§ **The exercise**
Which lines below hold the word "this"? Copy all of them.

§ **Task material**
-------
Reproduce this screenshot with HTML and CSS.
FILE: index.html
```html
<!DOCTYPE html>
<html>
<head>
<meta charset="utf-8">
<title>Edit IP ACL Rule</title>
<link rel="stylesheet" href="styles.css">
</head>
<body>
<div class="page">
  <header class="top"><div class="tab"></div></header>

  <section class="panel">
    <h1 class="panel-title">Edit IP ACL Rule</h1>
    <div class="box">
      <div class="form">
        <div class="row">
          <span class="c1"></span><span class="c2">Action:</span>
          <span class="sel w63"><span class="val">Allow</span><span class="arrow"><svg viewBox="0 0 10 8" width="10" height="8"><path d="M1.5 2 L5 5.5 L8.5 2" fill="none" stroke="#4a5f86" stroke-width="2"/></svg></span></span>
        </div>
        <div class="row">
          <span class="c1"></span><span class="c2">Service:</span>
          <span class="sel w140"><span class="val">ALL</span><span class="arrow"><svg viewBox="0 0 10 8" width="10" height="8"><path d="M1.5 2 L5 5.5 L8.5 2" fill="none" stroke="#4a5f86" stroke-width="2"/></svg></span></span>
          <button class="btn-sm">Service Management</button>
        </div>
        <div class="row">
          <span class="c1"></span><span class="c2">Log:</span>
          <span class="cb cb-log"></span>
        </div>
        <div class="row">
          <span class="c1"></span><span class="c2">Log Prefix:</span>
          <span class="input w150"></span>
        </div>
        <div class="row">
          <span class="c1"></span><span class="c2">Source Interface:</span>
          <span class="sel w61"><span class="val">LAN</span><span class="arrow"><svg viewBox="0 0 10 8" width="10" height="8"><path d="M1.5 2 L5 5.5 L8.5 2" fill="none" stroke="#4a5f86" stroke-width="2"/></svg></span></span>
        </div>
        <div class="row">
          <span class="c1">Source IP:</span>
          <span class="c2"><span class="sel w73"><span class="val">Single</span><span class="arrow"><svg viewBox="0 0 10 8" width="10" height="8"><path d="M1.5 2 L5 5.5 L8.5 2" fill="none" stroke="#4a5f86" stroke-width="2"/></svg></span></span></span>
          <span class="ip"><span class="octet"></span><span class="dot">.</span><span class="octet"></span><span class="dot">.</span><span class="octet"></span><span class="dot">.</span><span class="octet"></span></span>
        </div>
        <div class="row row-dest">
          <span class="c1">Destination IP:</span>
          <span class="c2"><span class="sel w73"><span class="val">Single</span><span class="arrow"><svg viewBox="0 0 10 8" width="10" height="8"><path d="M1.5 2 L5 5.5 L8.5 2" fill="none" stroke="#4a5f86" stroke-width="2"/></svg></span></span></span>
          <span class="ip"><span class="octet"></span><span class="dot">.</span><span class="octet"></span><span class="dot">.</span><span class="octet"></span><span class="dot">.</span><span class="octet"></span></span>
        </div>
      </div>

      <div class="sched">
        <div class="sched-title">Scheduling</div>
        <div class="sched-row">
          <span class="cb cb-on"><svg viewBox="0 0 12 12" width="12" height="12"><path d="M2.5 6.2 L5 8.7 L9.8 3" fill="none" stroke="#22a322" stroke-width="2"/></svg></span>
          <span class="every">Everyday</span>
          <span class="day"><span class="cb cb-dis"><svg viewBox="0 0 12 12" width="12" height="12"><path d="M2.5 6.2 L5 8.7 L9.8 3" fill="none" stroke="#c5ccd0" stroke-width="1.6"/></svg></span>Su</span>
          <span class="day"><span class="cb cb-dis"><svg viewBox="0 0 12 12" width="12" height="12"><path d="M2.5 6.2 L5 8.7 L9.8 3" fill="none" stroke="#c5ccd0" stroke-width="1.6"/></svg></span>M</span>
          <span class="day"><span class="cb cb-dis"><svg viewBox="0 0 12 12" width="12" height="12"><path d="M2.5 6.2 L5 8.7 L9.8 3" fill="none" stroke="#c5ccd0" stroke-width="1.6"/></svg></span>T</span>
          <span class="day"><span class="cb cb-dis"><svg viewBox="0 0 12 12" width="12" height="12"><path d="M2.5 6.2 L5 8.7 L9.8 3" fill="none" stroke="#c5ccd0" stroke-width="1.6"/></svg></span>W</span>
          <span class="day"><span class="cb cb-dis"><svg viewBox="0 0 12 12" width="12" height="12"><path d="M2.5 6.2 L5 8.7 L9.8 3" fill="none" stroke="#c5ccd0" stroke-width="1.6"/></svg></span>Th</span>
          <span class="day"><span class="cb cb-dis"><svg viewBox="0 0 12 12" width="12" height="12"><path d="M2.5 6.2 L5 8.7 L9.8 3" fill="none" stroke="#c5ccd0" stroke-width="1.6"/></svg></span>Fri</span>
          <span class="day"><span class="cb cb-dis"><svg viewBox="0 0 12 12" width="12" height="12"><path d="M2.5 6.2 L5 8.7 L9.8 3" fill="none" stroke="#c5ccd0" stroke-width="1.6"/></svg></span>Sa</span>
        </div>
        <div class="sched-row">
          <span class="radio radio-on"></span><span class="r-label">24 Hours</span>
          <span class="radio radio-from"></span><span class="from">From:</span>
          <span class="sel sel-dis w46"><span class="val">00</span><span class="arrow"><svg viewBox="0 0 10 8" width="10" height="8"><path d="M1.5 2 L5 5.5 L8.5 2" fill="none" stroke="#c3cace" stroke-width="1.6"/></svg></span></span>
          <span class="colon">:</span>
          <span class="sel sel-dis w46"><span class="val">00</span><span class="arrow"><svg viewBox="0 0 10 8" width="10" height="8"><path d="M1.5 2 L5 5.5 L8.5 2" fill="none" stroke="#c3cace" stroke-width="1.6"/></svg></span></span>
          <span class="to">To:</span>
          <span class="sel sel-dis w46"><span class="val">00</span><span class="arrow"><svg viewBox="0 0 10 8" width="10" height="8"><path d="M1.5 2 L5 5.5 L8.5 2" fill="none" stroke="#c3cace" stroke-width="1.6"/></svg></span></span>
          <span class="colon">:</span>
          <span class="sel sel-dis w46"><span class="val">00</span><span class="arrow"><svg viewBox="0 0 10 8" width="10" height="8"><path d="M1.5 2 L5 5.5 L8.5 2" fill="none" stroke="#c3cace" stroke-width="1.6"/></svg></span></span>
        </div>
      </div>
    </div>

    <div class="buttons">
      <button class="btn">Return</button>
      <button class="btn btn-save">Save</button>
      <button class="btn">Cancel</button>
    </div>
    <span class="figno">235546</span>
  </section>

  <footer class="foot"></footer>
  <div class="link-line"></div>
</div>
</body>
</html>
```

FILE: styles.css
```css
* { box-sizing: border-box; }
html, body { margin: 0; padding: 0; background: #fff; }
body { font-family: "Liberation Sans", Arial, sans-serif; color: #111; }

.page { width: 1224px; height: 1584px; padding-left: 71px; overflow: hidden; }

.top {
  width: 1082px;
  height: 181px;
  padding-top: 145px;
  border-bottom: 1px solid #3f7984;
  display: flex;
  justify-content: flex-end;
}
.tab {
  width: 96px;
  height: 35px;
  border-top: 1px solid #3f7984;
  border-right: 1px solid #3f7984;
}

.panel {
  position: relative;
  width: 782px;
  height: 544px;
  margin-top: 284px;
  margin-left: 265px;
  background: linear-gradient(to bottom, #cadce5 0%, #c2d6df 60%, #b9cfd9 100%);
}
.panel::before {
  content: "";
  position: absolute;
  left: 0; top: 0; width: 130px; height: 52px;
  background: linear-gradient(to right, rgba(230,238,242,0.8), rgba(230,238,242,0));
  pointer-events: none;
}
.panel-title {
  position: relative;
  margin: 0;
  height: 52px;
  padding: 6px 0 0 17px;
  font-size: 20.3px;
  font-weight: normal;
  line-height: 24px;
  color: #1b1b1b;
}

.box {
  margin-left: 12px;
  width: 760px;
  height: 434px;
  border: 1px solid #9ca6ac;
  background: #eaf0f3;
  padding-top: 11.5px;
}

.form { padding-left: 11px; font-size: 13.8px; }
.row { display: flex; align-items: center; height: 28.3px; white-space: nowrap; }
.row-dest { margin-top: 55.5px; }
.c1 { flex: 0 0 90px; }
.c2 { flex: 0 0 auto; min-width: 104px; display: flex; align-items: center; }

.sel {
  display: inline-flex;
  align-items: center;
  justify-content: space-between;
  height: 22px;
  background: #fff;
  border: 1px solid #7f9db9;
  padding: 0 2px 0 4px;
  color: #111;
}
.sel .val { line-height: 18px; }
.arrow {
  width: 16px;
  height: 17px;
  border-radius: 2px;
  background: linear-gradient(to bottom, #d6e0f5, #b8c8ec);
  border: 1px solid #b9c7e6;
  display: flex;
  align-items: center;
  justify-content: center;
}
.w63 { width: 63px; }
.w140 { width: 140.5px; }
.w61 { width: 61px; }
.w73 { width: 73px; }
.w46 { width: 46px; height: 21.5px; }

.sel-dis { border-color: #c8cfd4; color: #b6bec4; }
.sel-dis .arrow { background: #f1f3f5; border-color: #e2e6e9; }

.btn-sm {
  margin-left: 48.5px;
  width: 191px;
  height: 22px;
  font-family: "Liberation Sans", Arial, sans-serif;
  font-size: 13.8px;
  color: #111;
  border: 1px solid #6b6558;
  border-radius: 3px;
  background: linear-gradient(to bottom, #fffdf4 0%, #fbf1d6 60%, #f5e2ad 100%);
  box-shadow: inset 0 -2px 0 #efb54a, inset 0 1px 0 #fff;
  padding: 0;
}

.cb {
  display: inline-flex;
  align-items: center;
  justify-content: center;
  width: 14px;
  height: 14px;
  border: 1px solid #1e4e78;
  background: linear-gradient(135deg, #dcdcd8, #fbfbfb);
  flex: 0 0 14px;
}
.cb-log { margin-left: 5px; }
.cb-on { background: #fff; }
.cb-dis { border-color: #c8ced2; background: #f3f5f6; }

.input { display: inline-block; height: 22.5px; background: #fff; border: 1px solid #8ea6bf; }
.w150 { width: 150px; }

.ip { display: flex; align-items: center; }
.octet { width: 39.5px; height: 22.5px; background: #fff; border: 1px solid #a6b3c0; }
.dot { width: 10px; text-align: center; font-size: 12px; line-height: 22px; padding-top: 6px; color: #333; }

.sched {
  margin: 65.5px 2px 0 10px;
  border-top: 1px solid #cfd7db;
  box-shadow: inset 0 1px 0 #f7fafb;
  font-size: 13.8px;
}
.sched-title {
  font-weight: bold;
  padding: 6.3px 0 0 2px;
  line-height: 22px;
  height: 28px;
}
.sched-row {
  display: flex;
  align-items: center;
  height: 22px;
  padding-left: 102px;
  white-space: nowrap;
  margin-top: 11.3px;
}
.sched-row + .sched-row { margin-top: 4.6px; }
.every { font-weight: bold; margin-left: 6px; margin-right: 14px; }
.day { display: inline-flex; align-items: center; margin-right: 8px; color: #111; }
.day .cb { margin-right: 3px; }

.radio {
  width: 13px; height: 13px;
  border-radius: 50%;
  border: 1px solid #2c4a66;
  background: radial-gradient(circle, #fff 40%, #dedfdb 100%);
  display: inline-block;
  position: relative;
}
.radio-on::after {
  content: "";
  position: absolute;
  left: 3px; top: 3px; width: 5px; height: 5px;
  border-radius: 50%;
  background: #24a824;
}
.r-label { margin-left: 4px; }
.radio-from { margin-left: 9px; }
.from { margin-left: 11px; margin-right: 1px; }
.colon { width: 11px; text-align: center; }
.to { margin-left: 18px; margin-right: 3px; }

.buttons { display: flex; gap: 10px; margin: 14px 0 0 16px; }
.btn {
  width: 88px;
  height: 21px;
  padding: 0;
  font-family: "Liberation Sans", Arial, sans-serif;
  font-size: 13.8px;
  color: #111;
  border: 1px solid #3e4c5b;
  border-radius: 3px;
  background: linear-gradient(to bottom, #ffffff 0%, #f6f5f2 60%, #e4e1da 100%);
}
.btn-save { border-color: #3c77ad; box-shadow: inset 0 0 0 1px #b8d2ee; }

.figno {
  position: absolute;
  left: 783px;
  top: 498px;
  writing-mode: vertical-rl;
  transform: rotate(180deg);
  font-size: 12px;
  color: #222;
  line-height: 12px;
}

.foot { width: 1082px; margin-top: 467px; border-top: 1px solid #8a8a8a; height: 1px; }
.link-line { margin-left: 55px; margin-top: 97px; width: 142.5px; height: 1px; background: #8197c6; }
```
-------
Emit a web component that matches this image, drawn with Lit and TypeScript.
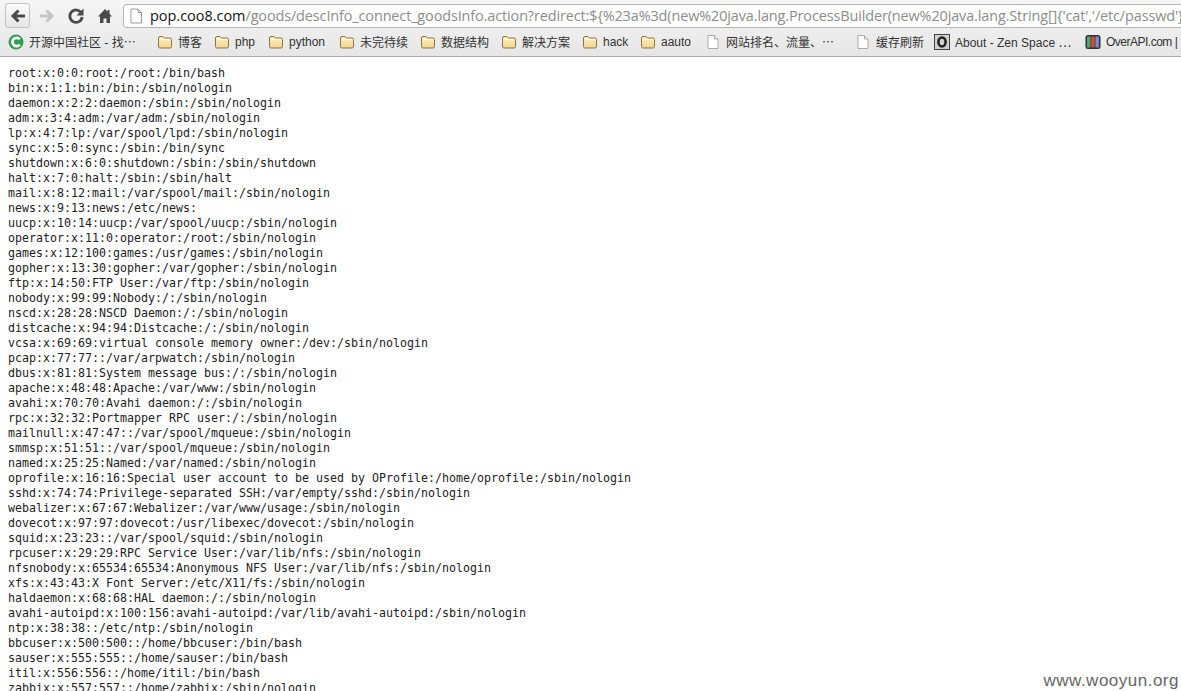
-------
§ **Answer to the exercise**
Reproduce this screenshot with HTML and CSS.
Emit a web component that matches this image, drawn with Lit and TypeScript.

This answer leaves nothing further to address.